Mouse Cuisine
A few comments in the previous post raised the question of how anyone could know what mouse tastes like. I'm glad you asked...
Mouse and rat has been a staple of cities under prolonged siege since time immemorial.
Back in the days of wooden ships and iron men, the midshipmen of His Majesty's Royal Navy ate the rats on board after the meat ran out. They called them
millers. Patrick O'Brian on multiple occasions takes great delight in pointing this out in his sea stories.
The Romans ate dormice. There's an old joke of ancient historians called the dormouse test, which I think was devised by Mary Beard:
The best way to judge a modern recreation of ancient Rome - in film or fiction - is to apply the simple "dormouse test". How long is it before the characters adopt an uncomfortably horizontal position in front of tables, usually festooned with grapes, and one says to another: "Can I pass you a dormouse?"

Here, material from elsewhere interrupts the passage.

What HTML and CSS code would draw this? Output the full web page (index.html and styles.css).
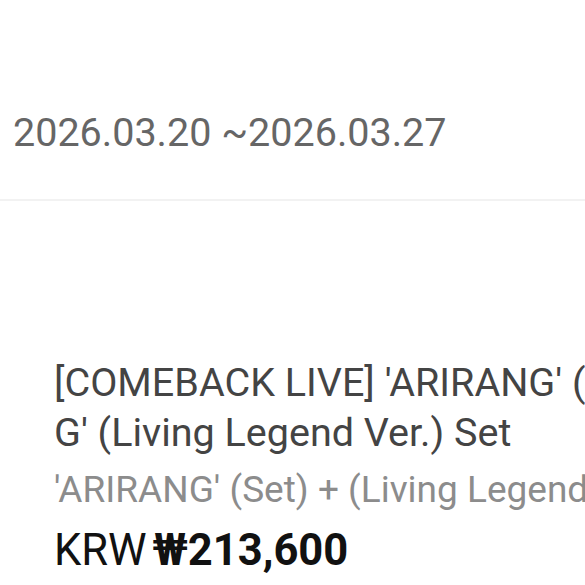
FILE: index.html
```html
<!DOCTYPE html>
<html lang="en">

<head>
    <title>Comeback Live</title>
    <meta charset="UTF-8">
    <meta name="viewport" content="width=device-width, initial-scale=1.0">
    <link rel="stylesheet" href="styles.css">
</head>

<body>
    <div class="page">
        <div class="period">
            <div class="period-text">2026.03.20 ~2026.03.27</div>
        </div>

        <div class="item">
            <div class="item-title">
                <div class="line">[COMEBACK LIVE] 'ARIRANG' (Living Legend Ver.) 'ARIRAN</div>
                <div class="line">G' (Living Legend Ver.) Set</div>
            </div>
            <div class="item-option">'ARIRANG' (Set) + (Living Legend Ver.)</div>
            <div class="item-price">KRW <b>₩213,600</b></div>
        </div>
    </div>
</body>

</html>
```

FILE: styles.css
```css
* {
    margin: 0;
    padding: 0;
    box-sizing: border-box;
}

body {
    background-color: #fff;
    font-family: Roboto, "Noto Sans", sans-serif;
    overflow: hidden;
}

.page {
    width: 585px;
    height: 585px;
    overflow: hidden;
}

.period {
    height: 201px;
    padding: 108px 0 0 13px;
    border-bottom: 2px solid #f2f2f2;
}

.period-text {
    font-size: 39.5px;
    line-height: 50px;
    color: #666;
    white-space: nowrap;
}

.item {
    padding: 157px 0 0 54px;
}

.item-title {
    font-size: 39.5px;
    line-height: 50px;
    color: #444;
}

.line,
.item-option,
.item-price {
    white-space: nowrap;
    overflow: hidden;
}

.item-option {
    margin-top: 7px;
    font-size: 37px;
    line-height: 50px;
    color: #8c8c8c;
}

.item-price {
    margin-top: 11px;
    font-size: 43.5px;
    line-height: 50px;
    color: #111;
}

.item-price b {
    font-weight: 700;
    margin-left: -5px;
}
```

The basic rule of thumb is this: the longer you have to wait before this tasty little morsel appears on the recreated banquet, the more subtle the reconstruction is likely to be.
There was a book written long ago called
Unmentionable Cuisine, by Calvin Schwabe, which was basically an attempt to gross out the reader. (Not that I could ever be accused of doing that...) .
Unmentionable Cuisine includes a recipe for Grilled Rats Bordeaux Style, and claims that to this day much of the meat eaten in Ghana is mouse and rat.
And if you think it couldn't happen today...the Canadian biologist Farley Mowat gives this recipe for mouse in his book
Never Cry Wolf:
Souris à la crème
Skin, gut and wash some fat mice without removing their heads. Cover them in a pot with ethyl alcohol and marinate 2 hours. Cut a piece of salt pork or sowbelly into small dice and cook it slowly to extract the fat. Drain the mice, dredge them thoroughly in a mixture of flour, pepper, and salt, and fry slowly in the rendered fat for about 5 minutes. Add a cup of alcohol and 6 to 8 cloves, cover and simmer for 15 minutes. Prepare a cream sauce, transfer the sautéed mice to it, and warm them in it for about 10 minutes before serving.
This post was written while listening to Don't Fall In Love, by The Ferrets.